--- start of Dataset section ---

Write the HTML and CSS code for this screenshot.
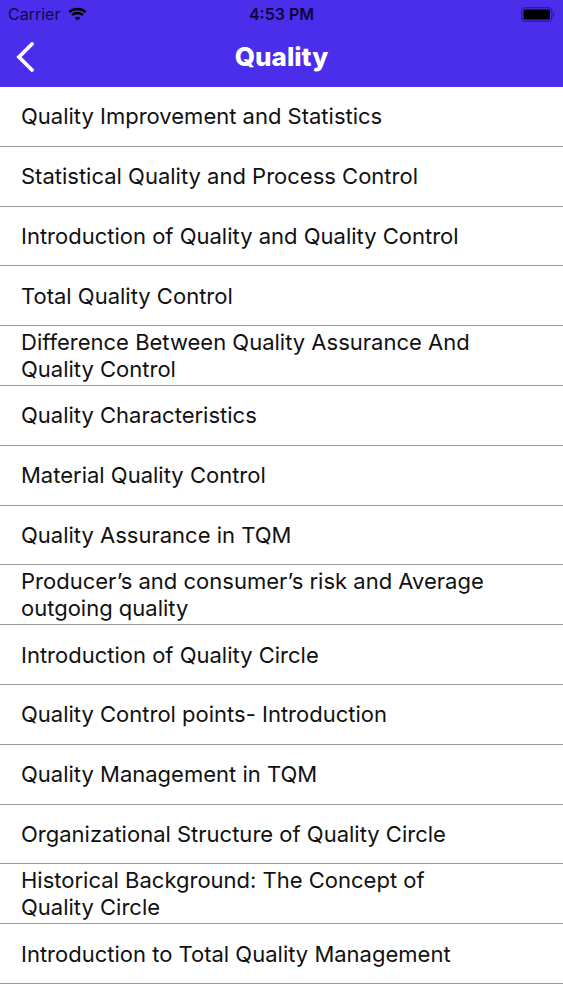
FILE: index.html
```
<!DOCTYPE html>
<html lang="en">
<head>
    <meta charset="UTF-8">
    <meta name="viewport" content="width=device-width, initial-scale=1.0">
    <title>Quality</title>
    <link rel="stylesheet" href="styles.css">
</head>
<body>
    <header class="header">
        <div class="status-bar">
            <div class="carrier">
                <span>Carrier</span>
                <svg class="wifi" viewBox="0 0 20 14" aria-hidden="true">
                    <path d="M1.300 4.900C6.300.6 13.700.6 18.700 4.900" />
                    <path d="M4.300 8.200c3.300-2.900 8.100-2.900 11.400 0" />
                    <path class="wifi-dot" d="M7 10.900c1.800-1.500 4.200-1.500 6 0L10 13.800z" />
                </svg>
            </div>
            <span class="time">4:53 PM</span>
            <svg class="battery" viewBox="0 0 34 15" aria-hidden="true">
                <rect class="battery-case" x=".7" y=".7" width="30" height="13.600" rx="3.500" />
                <rect x="2.500" y="2.500" width="26.500" height="10" rx="1.500" />
                <path class="battery-tip" d="M32 5c2 .8 2 4.200 0 5z" />
            </svg>
        </div>
        <nav class="nav-bar">
            <button class="back" type="button" aria-label="Back">
                <svg viewBox="0 0 18 30" aria-hidden="true">
                    <path d="M16 2 3 15l13 13" />
                </svg>
            </button>
            <h1 class="title">Quality</h1>
        </nav>
    </header>

    <ul class="topics">
        <li><a href="#">Quality Improvement and Statistics</a></li>
        <li><a href="#">Statistical Quality and Process Control</a></li>
        <li><a href="#">Introduction of Quality and Quality Control</a></li>
        <li><a href="#">Total Quality Control</a></li>
        <li><a href="#">Difference Between Quality Assurance And Quality Control</a></li>
        <li><a href="#">Quality Characteristics</a></li>
        <li><a href="#">Material Quality Control</a></li>
        <li><a href="#">Quality Assurance in TQM</a></li>
        <li><a href="#">Producer’s and consumer’s risk and Average outgoing quality</a></li>
        <li><a href="#">Introduction of Quality Circle</a></li>
        <li><a href="#">Quality Control points- Introduction</a></li>
        <li><a href="#">Quality Management in TQM</a></li>
        <li><a href="#">Organizational Structure of Quality Circle</a></li>
        <li><a href="#">Historical Background: The Concept of Quality Circle</a></li>
        <li><a href="#">Introduction to Total Quality Management</a></li>
    </ul>
</body>
</html>
```
FILE: styles.css
```
* {
    box-sizing: border-box;
}

body {
    display: flex;
    flex-direction: column;
    min-height: 100vh;
    margin: 0;
    padding-bottom: 16px;
    background-color: #fff;
    color: #000;
    font-family: Inter, Roboto, sans-serif;
}

.header {
    background-color: #4b2eeb;
}

.status-bar {
    display: grid;
    grid-template-columns: 1fr auto 1fr;
    align-items: center;
    height: 28px;
    padding: 0 8px;
    font-size: 16px;
}

.carrier {
    display: flex;
    align-items: center;
    gap: 8px;
    color: #120a4a;
}

.wifi {
    width: 19px;
    height: 14px;
    fill: none;
    stroke: #000;
    stroke-width: 2.6;
}

.wifi .wifi-dot {
    fill: #000;
    stroke: none;
}

.time {
    color: #0c0638;
    font-weight: 600;
}

.battery {
    justify-self: end;
    width: 34px;
    height: 15px;
}

.battery-case {
    fill: none;
    stroke: #2f1e90;
    stroke-width: 1.4;
}

.battery-tip {
    fill: #2f1e90;
}

.nav-bar {
    display: grid;
    grid-template-columns: 1fr auto 1fr;
    align-items: center;
    height: 59px;
    padding: 0 16px 2px;
}

.back {
    justify-self: start;
    display: flex;
    padding: 0;
    border: none;
    background: none;
}

.back svg {
    width: 18px;
    height: 30px;
    fill: none;
    stroke: #fff;
    stroke-width: 3.8;
    stroke-linecap: round;
}

.title {
    margin: 0;
    color: #fff;
    font-size: 26px;
    font-weight: 800;
}

.topics {
    display: grid;
    flex: 1;
    grid-auto-rows: 1fr;
    margin: 0;
    padding: 0;
    list-style: none;
}

.topics li {
    display: flex;
    border-bottom: 1px solid #999;
}

.topics a {
    display: flex;
    flex: 1;
    align-items: center;
    padding: 1px 72px 0 21px;
    color: #111;
    font-size: 22px;
    line-height: 27px;
    text-decoration: none;
}
```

--- end of Dataset section ---

Give every line back word for word and leave the pictures out.

Write the HTML and CSS code for this screenshot.
FILE: index.html
```
<!DOCTYPE html>
<html lang="en">
<head>
    <meta charset="UTF-8">
    <meta name="viewport" content="width=device-width, initial-scale=1.0">
    <title>Quality</title>
    <link rel="stylesheet" href="styles.css">
</head>
<body>
    <header class="header">
        <div class="status-bar">
            <div class="carrier">
                <span>Carrier</span>
                <svg class="wifi" viewBox="0 0 20 14" aria-hidden="true">
                    <path d="M1.300 4.900C6.300.6 13.700.6 18.700 4.900" />
                    <path d="M4.300 8.200c3.300-2.900 8.100-2.900 11.400 0" />
                    <path class="wifi-dot" d="M7 10.900c1.800-1.500 4.200-1.500 6 0L10 13.800z" />
                </svg>
            </div>
            <span class="time">4:53 PM</span>
            <svg class="battery" viewBox="0 0 34 15" aria-hidden="true">
                <rect class="battery-case" x=".7" y=".7" width="30" height="13.600" rx="3.500" />
                <rect x="2.500" y="2.500" width="26.500" height="10" rx="1.500" />
                <path class="battery-tip" d="M32 5c2 .8 2 4.200 0 5z" />
            </svg>
        </div>
        <nav class="nav-bar">
            <button class="back" type="button" aria-label="Back">
                <svg viewBox="0 0 18 30" aria-hidden="true">
                    <path d="M16 2 3 15l13 13" />
                </svg>
            </button>
            <h1 class="title">Quality</h1>
        </nav>
    </header>

    <ul class="topics">
        <li><a href="#">Quality Improvement and Statistics</a></li>
        <li><a href="#">Statistical Quality and Process Control</a></li>
        <li><a href="#">Introduction of Quality and Quality Control</a></li>
        <li><a href="#">Total Quality Control</a></li>
        <li><a href="#">Difference Between Quality Assurance And Quality Control</a></li>
        <li><a href="#">Quality Characteristics</a></li>
        <li><a href="#">Material Quality Control</a></li>
        <li><a href="#">Quality Assurance in TQM</a></li>
        <li><a href="#">Producer’s and consumer’s risk and Average outgoing quality</a></li>
        <li><a href="#">Introduction of Quality Circle</a></li>
        <li><a href="#">Quality Control points- Introduction</a></li>
        <li><a href="#">Quality Management in TQM</a></li>
        <li><a href="#">Organizational Structure of Quality Circle</a></li>
        <li><a href="#">Historical Background: The Concept of Quality Circle</a></li>
        <li><a href="#">Introduction to Total Quality Management</a></li>
    </ul>
</body>
</html>
```
FILE: styles.css
```
* {
    box-sizing: border-box;
}

body {
    display: flex;
    flex-direction: column;
    min-height: 100vh;
    margin: 0;
    padding-bottom: 16px;
    background-color: #fff;
    color: #000;
    font-family: Inter, Roboto, sans-serif;
}

.header {
    background-color: #4b2eeb;
}

.status-bar {
    display: grid;
    grid-template-columns: 1fr auto 1fr;
    align-items: center;
    height: 28px;
    padding: 0 8px;
    font-size: 16px;
}

.carrier {
    display: flex;
    align-items: center;
    gap: 8px;
    color: #120a4a;
}

.wifi {
    width: 19px;
    height: 14px;
    fill: none;
    stroke: #000;
    stroke-width: 2.6;
}

.wifi .wifi-dot {
    fill: #000;
    stroke: none;
}

.time {
    color: #0c0638;
    font-weight: 600;
}

.battery {
    justify-self: end;
    width: 34px;
    height: 15px;
}

.battery-case {
    fill: none;
    stroke: #2f1e90;
    stroke-width: 1.4;
}

.battery-tip {
    fill: #2f1e90;
}

.nav-bar {
    display: grid;
    grid-template-columns: 1fr auto 1fr;
    align-items: center;
    height: 59px;
    padding: 0 16px 2px;
}

.back {
    justify-self: start;
    display: flex;
    padding: 0;
    border: none;
    background: none;
}

.back svg {
    width: 18px;
    height: 30px;
    fill: none;
    stroke: #fff;
    stroke-width: 3.8;
    stroke-linecap: round;
}

.title {
    margin: 0;
    color: #fff;
    font-size: 26px;
    font-weight: 800;
}

.topics {
    display: grid;
    flex: 1;
    grid-auto-rows: 1fr;
    margin: 0;
    padding: 0;
    list-style: none;
}

.topics li {
    display: flex;
    border-bottom: 1px solid #999;
}

.topics a {
    display: flex;
    flex: 1;
    align-items: center;
    padding: 1px 72px 0 21px;
    color: #111;
    font-size: 22px;
    line-height: 27px;
    text-decoration: none;
}
```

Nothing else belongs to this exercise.